* START *

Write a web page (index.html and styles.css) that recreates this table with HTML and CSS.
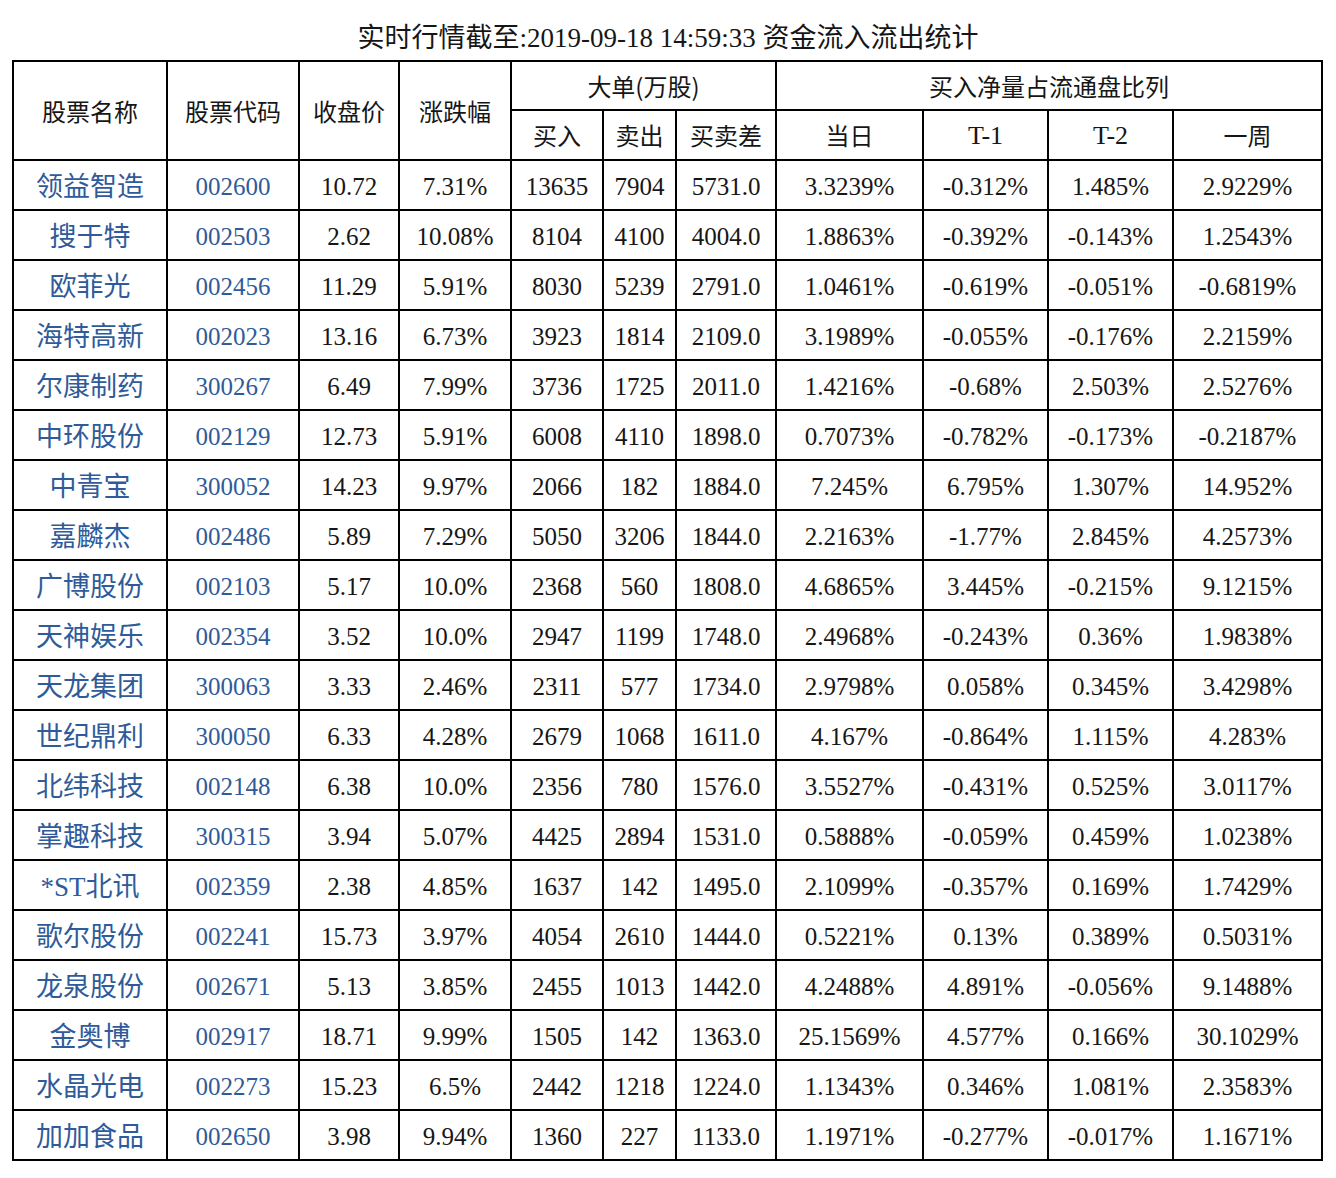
FILE: index.html
```html
<!DOCTYPE html>
<html lang="zh-CN">
<head>
<meta charset="utf-8">
<title>资金流入流出统计</title>
<link rel="stylesheet" href="styles.css">
</head>
<body>
<div class="title">实时行情截至:2019-09-18 14:59:33 资金流入流出统计</div>
<table class="grid">
<colgroup>
<col class="c1"><col class="c2"><col class="c3"><col class="c4"><col class="c5"><col class="c6"><col class="c7"><col class="c8"><col class="c9"><col class="c10"><col class="c11">
</colgroup>
<thead>
<tr class="h1">
<th rowspan="2">股票名称</th><th rowspan="2">股票代码</th><th rowspan="2">收盘价</th><th rowspan="2">涨跌幅</th>
<th colspan="3">大单(万股)</th><th colspan="4">买入净量占流通盘比列</th>
</tr>
<tr class="h2">
<th>买入</th><th>卖出</th><th>买卖差</th><th>当日</th><th class="lat">T-1</th><th class="lat">T-2</th><th>一周</th>
</tr>
</thead>
<tbody>
<tr><td class="name">领益智造</td><td class="code">002600</td><td>10.72</td><td>7.31%</td><td>13635</td><td>7904</td><td>5731.0</td><td>3.3239%</td><td>-0.312%</td><td>1.485%</td><td>2.9229%</td></tr>
<tr><td class="name">搜于特</td><td class="code">002503</td><td>2.62</td><td>10.08%</td><td>8104</td><td>4100</td><td>4004.0</td><td>1.8863%</td><td>-0.392%</td><td>-0.143%</td><td>1.2543%</td></tr>
<tr><td class="name">欧菲光</td><td class="code">002456</td><td>11.29</td><td>5.91%</td><td>8030</td><td>5239</td><td>2791.0</td><td>1.0461%</td><td>-0.619%</td><td>-0.051%</td><td>-0.6819%</td></tr>
<tr><td class="name">海特高新</td><td class="code">002023</td><td>13.16</td><td>6.73%</td><td>3923</td><td>1814</td><td>2109.0</td><td>3.1989%</td><td>-0.055%</td><td>-0.176%</td><td>2.2159%</td></tr>
<tr><td class="name">尔康制药</td><td class="code">300267</td><td>6.49</td><td>7.99%</td><td>3736</td><td>1725</td><td>2011.0</td><td>1.4216%</td><td>-0.68%</td><td>2.503%</td><td>2.5276%</td></tr>
<tr><td class="name">中环股份</td><td class="code">002129</td><td>12.73</td><td>5.91%</td><td>6008</td><td>4110</td><td>1898.0</td><td>0.7073%</td><td>-0.782%</td><td>-0.173%</td><td>-0.2187%</td></tr>
<tr><td class="name">中青宝</td><td class="code">300052</td><td>14.23</td><td>9.97%</td><td>2066</td><td>182</td><td>1884.0</td><td>7.245%</td><td>6.795%</td><td>1.307%</td><td>14.952%</td></tr>
<tr><td class="name">嘉麟杰</td><td class="code">002486</td><td>5.89</td><td>7.29%</td><td>5050</td><td>3206</td><td>1844.0</td><td>2.2163%</td><td>-1.77%</td><td>2.845%</td><td>4.2573%</td></tr>
<tr><td class="name">广博股份</td><td class="code">002103</td><td>5.17</td><td>10.0%</td><td>2368</td><td>560</td><td>1808.0</td><td>4.6865%</td><td>3.445%</td><td>-0.215%</td><td>9.1215%</td></tr>
<tr><td class="name">天神娱乐</td><td class="code">002354</td><td>3.52</td><td>10.0%</td><td>2947</td><td>1199</td><td>1748.0</td><td>2.4968%</td><td>-0.243%</td><td>0.36%</td><td>1.9838%</td></tr>
<tr><td class="name">天龙集团</td><td class="code">300063</td><td>3.33</td><td>2.46%</td><td>2311</td><td>577</td><td>1734.0</td><td>2.9798%</td><td>0.058%</td><td>0.345%</td><td>3.4298%</td></tr>
<tr><td class="name">世纪鼎利</td><td class="code">300050</td><td>6.33</td><td>4.28%</td><td>2679</td><td>1068</td><td>1611.0</td><td>4.167%</td><td>-0.864%</td><td>1.115%</td><td>4.283%</td></tr>
<tr><td class="name">北纬科技</td><td class="code">002148</td><td>6.38</td><td>10.0%</td><td>2356</td><td>780</td><td>1576.0</td><td>3.5527%</td><td>-0.431%</td><td>0.525%</td><td>3.0117%</td></tr>
<tr><td class="name">掌趣科技</td><td class="code">300315</td><td>3.94</td><td>5.07%</td><td>4425</td><td>2894</td><td>1531.0</td><td>0.5888%</td><td>-0.059%</td><td>0.459%</td><td>1.0238%</td></tr>
<tr><td class="name">*ST北讯</td><td class="code">002359</td><td>2.38</td><td>4.85%</td><td>1637</td><td>142</td><td>1495.0</td><td>2.1099%</td><td>-0.357%</td><td>0.169%</td><td>1.7429%</td></tr>
<tr><td class="name">歌尔股份</td><td class="code">002241</td><td>15.73</td><td>3.97%</td><td>4054</td><td>2610</td><td>1444.0</td><td>0.5221%</td><td>0.13%</td><td>0.389%</td><td>0.5031%</td></tr>
<tr><td class="name">龙泉股份</td><td class="code">002671</td><td>5.13</td><td>3.85%</td><td>2455</td><td>1013</td><td>1442.0</td><td>4.2488%</td><td>4.891%</td><td>-0.056%</td><td>9.1488%</td></tr>
<tr><td class="name">金奥博</td><td class="code">002917</td><td>18.71</td><td>9.99%</td><td>1505</td><td>142</td><td>1363.0</td><td>25.1569%</td><td>4.577%</td><td>0.166%</td><td>30.1029%</td></tr>
<tr><td class="name">水晶光电</td><td class="code">002273</td><td>15.23</td><td>6.5%</td><td>2442</td><td>1218</td><td>1224.0</td><td>1.1343%</td><td>0.346%</td><td>1.081%</td><td>2.3583%</td></tr>
<tr><td class="name">加加食品</td><td class="code">002650</td><td>3.98</td><td>9.94%</td><td>1360</td><td>227</td><td>1133.0</td><td>1.1971%</td><td>-0.277%</td><td>-0.017%</td><td>1.1671%</td></tr>
</tbody>
</table>
</body>
</html>
```
FILE: styles.css
```css
html, body {
  margin: 0;
  padding: 0;
  background: #ffffff;
}
body {
  font-family: "Liberation Serif", "Noto Sans CJK SC", serif;
  color: #161616;
}
.title {
  height: 60px;
  box-sizing: border-box;
  padding-top: 22px;
  text-align: center;
  font-size: 27px;
  line-height: 32px;
}
.grid {
  margin-left: 12px;
  border-collapse: collapse;
  table-layout: fixed;
  width: 1309px;
  border: 2px solid #000;
}
.c1 { width: 154px; }
.c2 { width: 132px; }
.c3 { width: 100px; }
.c4 { width: 112px; }
.c5 { width: 92px; }
.c6 { width: 73px; }
.c7 { width: 100px; }
.c8 { width: 147px; }
.c9 { width: 125px; }
.c10 { width: 125px; }
.c11 { width: 149px; }
.grid th, .grid td {
  border: 2px solid #000;
  padding: 0;
  text-align: center;
  vertical-align: middle;
  white-space: nowrap;
  overflow: hidden;
}
.grid th {
  font-weight: normal;
  font-size: 24px;
  line-height: 30px;
  font-family: "Noto Sans CJK SC", "Liberation Serif", sans-serif;
}
.grid th.lat {
  font-family: "Liberation Serif", serif;
  font-size: 26px;
  padding-top: 2px;
}
.h1 { height: 49px; }
.h2 { height: 50px; }
.grid tbody tr { height: 50px; }
.grid td {
  font-size: 25px;
  line-height: 30px;
  padding-top: 3px;
}
.grid td.name {
  color: #2f5b9a;
  font-size: 27px;
  font-family: "Liberation Serif", "Noto Sans CJK SC", serif;
}
.grid td.code {
  color: #2f5b9a;
}
```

* END *

The pictures should not be reproduced; quote all of the other material exactly.

Write a web page (index.html and styles.css) that recreates this table with HTML and CSS.
FILE: index.html
```html
<!DOCTYPE html>
<html lang="zh-CN">
<head>
<meta charset="utf-8">
<title>资金流入流出统计</title>
<link rel="stylesheet" href="styles.css">
</head>
<body>
<div class="title">实时行情截至:2019-09-18 14:59:33 资金流入流出统计</div>
<table class="grid">
<colgroup>
<col class="c1"><col class="c2"><col class="c3"><col class="c4"><col class="c5"><col class="c6"><col class="c7"><col class="c8"><col class="c9"><col class="c10"><col class="c11">
</colgroup>
<thead>
<tr class="h1">
<th rowspan="2">股票名称</th><th rowspan="2">股票代码</th><th rowspan="2">收盘价</th><th rowspan="2">涨跌幅</th>
<th colspan="3">大单(万股)</th><th colspan="4">买入净量占流通盘比列</th>
</tr>
<tr class="h2">
<th>买入</th><th>卖出</th><th>买卖差</th><th>当日</th><th class="lat">T-1</th><th class="lat">T-2</th><th>一周</th>
</tr>
</thead>
<tbody>
<tr><td class="name">领益智造</td><td class="code">002600</td><td>10.72</td><td>7.31%</td><td>13635</td><td>7904</td><td>5731.0</td><td>3.3239%</td><td>-0.312%</td><td>1.485%</td><td>2.9229%</td></tr>
<tr><td class="name">搜于特</td><td class="code">002503</td><td>2.62</td><td>10.08%</td><td>8104</td><td>4100</td><td>4004.0</td><td>1.8863%</td><td>-0.392%</td><td>-0.143%</td><td>1.2543%</td></tr>
<tr><td class="name">欧菲光</td><td class="code">002456</td><td>11.29</td><td>5.91%</td><td>8030</td><td>5239</td><td>2791.0</td><td>1.0461%</td><td>-0.619%</td><td>-0.051%</td><td>-0.6819%</td></tr>
<tr><td class="name">海特高新</td><td class="code">002023</td><td>13.16</td><td>6.73%</td><td>3923</td><td>1814</td><td>2109.0</td><td>3.1989%</td><td>-0.055%</td><td>-0.176%</td><td>2.2159%</td></tr>
<tr><td class="name">尔康制药</td><td class="code">300267</td><td>6.49</td><td>7.99%</td><td>3736</td><td>1725</td><td>2011.0</td><td>1.4216%</td><td>-0.68%</td><td>2.503%</td><td>2.5276%</td></tr>
<tr><td class="name">中环股份</td><td class="code">002129</td><td>12.73</td><td>5.91%</td><td>6008</td><td>4110</td><td>1898.0</td><td>0.7073%</td><td>-0.782%</td><td>-0.173%</td><td>-0.2187%</td></tr>
<tr><td class="name">中青宝</td><td class="code">300052</td><td>14.23</td><td>9.97%</td><td>2066</td><td>182</td><td>1884.0</td><td>7.245%</td><td>6.795%</td><td>1.307%</td><td>14.952%</td></tr>
<tr><td class="name">嘉麟杰</td><td class="code">002486</td><td>5.89</td><td>7.29%</td><td>5050</td><td>3206</td><td>1844.0</td><td>2.2163%</td><td>-1.77%</td><td>2.845%</td><td>4.2573%</td></tr>
<tr><td class="name">广博股份</td><td class="code">002103</td><td>5.17</td><td>10.0%</td><td>2368</td><td>560</td><td>1808.0</td><td>4.6865%</td><td>3.445%</td><td>-0.215%</td><td>9.1215%</td></tr>
<tr><td class="name">天神娱乐</td><td class="code">002354</td><td>3.52</td><td>10.0%</td><td>2947</td><td>1199</td><td>1748.0</td><td>2.4968%</td><td>-0.243%</td><td>0.36%</td><td>1.9838%</td></tr>
<tr><td class="name">天龙集团</td><td class="code">300063</td><td>3.33</td><td>2.46%</td><td>2311</td><td>577</td><td>1734.0</td><td>2.9798%</td><td>0.058%</td><td>0.345%</td><td>3.4298%</td></tr>
<tr><td class="name">世纪鼎利</td><td class="code">300050</td><td>6.33</td><td>4.28%</td><td>2679</td><td>1068</td><td>1611.0</td><td>4.167%</td><td>-0.864%</td><td>1.115%</td><td>4.283%</td></tr>
<tr><td class="name">北纬科技</td><td class="code">002148</td><td>6.38</td><td>10.0%</td><td>2356</td><td>780</td><td>1576.0</td><td>3.5527%</td><td>-0.431%</td><td>0.525%</td><td>3.0117%</td></tr>
<tr><td class="name">掌趣科技</td><td class="code">300315</td><td>3.94</td><td>5.07%</td><td>4425</td><td>2894</td><td>1531.0</td><td>0.5888%</td><td>-0.059%</td><td>0.459%</td><td>1.0238%</td></tr>
<tr><td class="name">*ST北讯</td><td class="code">002359</td><td>2.38</td><td>4.85%</td><td>1637</td><td>142</td><td>1495.0</td><td>2.1099%</td><td>-0.357%</td><td>0.169%</td><td>1.7429%</td></tr>
<tr><td class="name">歌尔股份</td><td class="code">002241</td><td>15.73</td><td>3.97%</td><td>4054</td><td>2610</td><td>1444.0</td><td>0.5221%</td><td>0.13%</td><td>0.389%</td><td>0.5031%</td></tr>
<tr><td class="name">龙泉股份</td><td class="code">002671</td><td>5.13</td><td>3.85%</td><td>2455</td><td>1013</td><td>1442.0</td><td>4.2488%</td><td>4.891%</td><td>-0.056%</td><td>9.1488%</td></tr>
<tr><td class="name">金奥博</td><td class="code">002917</td><td>18.71</td><td>9.99%</td><td>1505</td><td>142</td><td>1363.0</td><td>25.1569%</td><td>4.577%</td><td>0.166%</td><td>30.1029%</td></tr>
<tr><td class="name">水晶光电</td><td class="code">002273</td><td>15.23</td><td>6.5%</td><td>2442</td><td>1218</td><td>1224.0</td><td>1.1343%</td><td>0.346%</td><td>1.081%</td><td>2.3583%</td></tr>
<tr><td class="name">加加食品</td><td class="code">002650</td><td>3.98</td><td>9.94%</td><td>1360</td><td>227</td><td>1133.0</td><td>1.1971%</td><td>-0.277%</td><td>-0.017%</td><td>1.1671%</td></tr>
</tbody>
</table>
</body>
</html>
```
FILE: styles.css
```css
html, body {
  margin: 0;
  padding: 0;
  background: #ffffff;
}
body {
  font-family: "Liberation Serif", "Noto Sans CJK SC", serif;
  color: #161616;
}
.title {
  height: 60px;
  box-sizing: border-box;
  padding-top: 22px;
  text-align: center;
  font-size: 27px;
  line-height: 32px;
}
.grid {
  margin-left: 12px;
  border-collapse: collapse;
  table-layout: fixed;
  width: 1309px;
  border: 2px solid #000;
}
.c1 { width: 154px; }
.c2 { width: 132px; }
.c3 { width: 100px; }
.c4 { width: 112px; }
.c5 { width: 92px; }
.c6 { width: 73px; }
.c7 { width: 100px; }
.c8 { width: 147px; }
.c9 { width: 125px; }
.c10 { width: 125px; }
.c11 { width: 149px; }
.grid th, .grid td {
  border: 2px solid #000;
  padding: 0;
  text-align: center;
  vertical-align: middle;
  white-space: nowrap;
  overflow: hidden;
}
.grid th {
  font-weight: normal;
  font-size: 24px;
  line-height: 30px;
  font-family: "Noto Sans CJK SC", "Liberation Serif", sans-serif;
}
.grid th.lat {
  font-family: "Liberation Serif", serif;
  font-size: 26px;
  padding-top: 2px;
}
.h1 { height: 49px; }
.h2 { height: 50px; }
.grid tbody tr { height: 50px; }
.grid td {
  font-size: 25px;
  line-height: 30px;
  padding-top: 3px;
}
.grid td.name {
  color: #2f5b9a;
  font-size: 27px;
  font-family: "Liberation Serif", "Noto Sans CJK SC", serif;
}
.grid td.code {
  color: #2f5b9a;
}
```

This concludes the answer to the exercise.